Ils sont les Premiers et ce sont des dieux. Ils s'appellent Shiva, Brahmâ, Vishnou, Yama, Kali ou Kalkin, détiennent des pouvoirs extraordinaires et règnent sans partage sur le monde des hommes. Une planète, loin de Terra, où toute avancée technologique humaine est détruite, où le dogme religieux est insidieusement inculqué dans les esprits, où l'immortalité est un service payant. Un jour, Kalkin s'émeut de l'injustice qui caractérise le règne des dieux — ses pairs dont il connaît la véritable nature. Il descend se mêler au peuple, où se côtoient mortels et immortels, pour porter la bonne parole, celle d'une nouvelle religion, avec laquelle il espère affaiblir les faux dieux et desserrer leur emprise sur les hommes. Ce qui ne plait évidemment pas aux maîtres du Paradis, qui voient soudain leur autorité ébranlée. Un bras de fer psychologique et politique s'engage alors entre Kalkin l'Enchaîneur, qui se fait appeler dorénavant Sam (diminutif de Mahasamatman), le Seigneur de lumière ou Bouddha, et les dieux. Après une tentative d'assassinat manquée, l'affrontement se transforme en une guerre ouverte et meurtrière, car c'est seul que le Paradis veut régner sur les hommes et leur promettre l'immortalité…

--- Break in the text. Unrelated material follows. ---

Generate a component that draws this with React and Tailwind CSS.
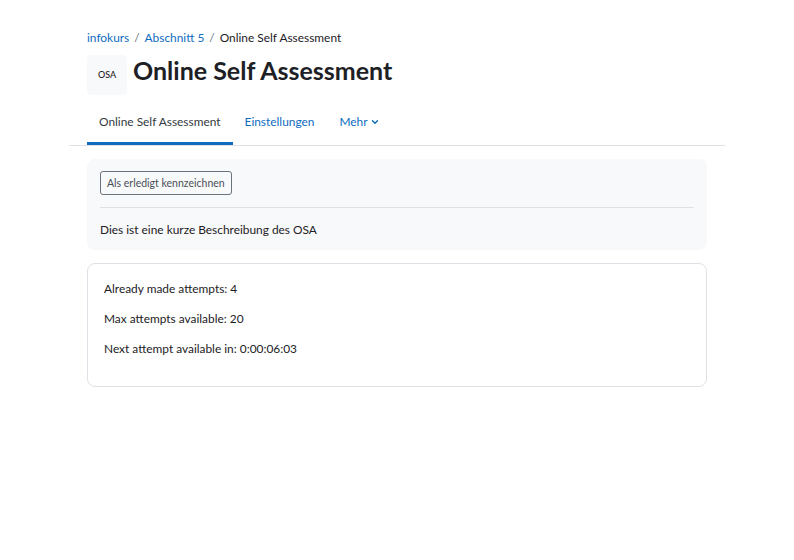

Publié en France en 1975 (Denoël « Présence du futur » n°181), Seigneur de lumière n'a bénéficié d'une révision de traduction que récemment (Denoël « Lunes d'encre », février 2009), notamment pour pallier l'absence d'une partie substantielle du texte originel. Cette révision arrive assez tard, est-on tenté de dire, car sur le seul plan thématique, Seigneur de lumière est sans doute aucun l'œuvre la plus aboutie de l'auteur, qui publiait alors son troisième (!) roman.
Immortalité et hommes dotés de pouvoirs divins sont des thèmes récurrents dans l'œuvre de Zelazny (on pense à Royaumes d'ombre et de lumière, L'Œil de chat, le cycle d'Ambre et surtout L'Ile des morts), une œuvre où bon nombre de titres reposent sur une mythologie ou un panthéon exotique. Ici, sont conviées à la fête deux religions majeures de l'Asie : le bouddhisme et l'hindouisme, proches géographiquement mais séparées par un gouffre que Zelazny met en relief avec fidélité. Le roman est profond, virtuose, documenté, et il n'est donc pas étonnant d'y trouver un grand nombre de références théologiques et mythologiques « sérieuses » dont, entre autres, les Védas de l'hindouisme et les dix préceptes du bouddhisme. Le lecteur curieux se rendra d'ailleurs rapidement compte de la fidélité du texte en se documentant dans des livres spécialisés.
Une guerre divine, c'était le terrain idéal pour Roger Zelazny, l'un des poètes de la science-fiction et le plus à même d'imaginer un tel conflit, forcément cataclysmique. Sa plume ciselée rend à la perfection l'atmosphère des batailles titanesques ; il décrit avec une rare aisance des héros pas toujours francs du collier et des scènes en tous points dramatiques. Et pourtant, dès le début, il ne nous simplifie pas la tâche pour comprendre les tenants et les aboutissants de ce Seigneur de lumière. Les chapitres ne se suivent pas dans un ordre chronologique strict — une autre façon symbolique de se rapporter au bouddhisme —, l'histoire commençant alors que Sam a déjà perdu la bataille et qu'il vient juste de se réincarner. Ce qu'ignorent à ce moment-là ses adversaires.
Qu'on ne s'y trompe pas, ce roman n'est pas le récit d'une guerre de religions, mais plutôt la description d'une petite aristocratie d'ego surdimensionnés mais tristement humains confrontée à un mouvement révolutionnaire : l'accélérationnisme. La bataille n'oppose pas des dieux ou leurs dogmes, mais des hommes aux pouvoirs effrayants. De divin, ils n'ont que la puissance, et s'ils réussissent à s'affranchir de leur condition mortelle, ils ne possèdent pas la sagesse pour exercer un tel pouvoir. Immortalité et puissance donnent-ils un droit de vie et de mort sur autrui ? Cela fait-il de vous un dieu ? C'est à ces questions, et à bien d'autres, que répond ce roman intemporel, lauréat du prix Hugo 1968.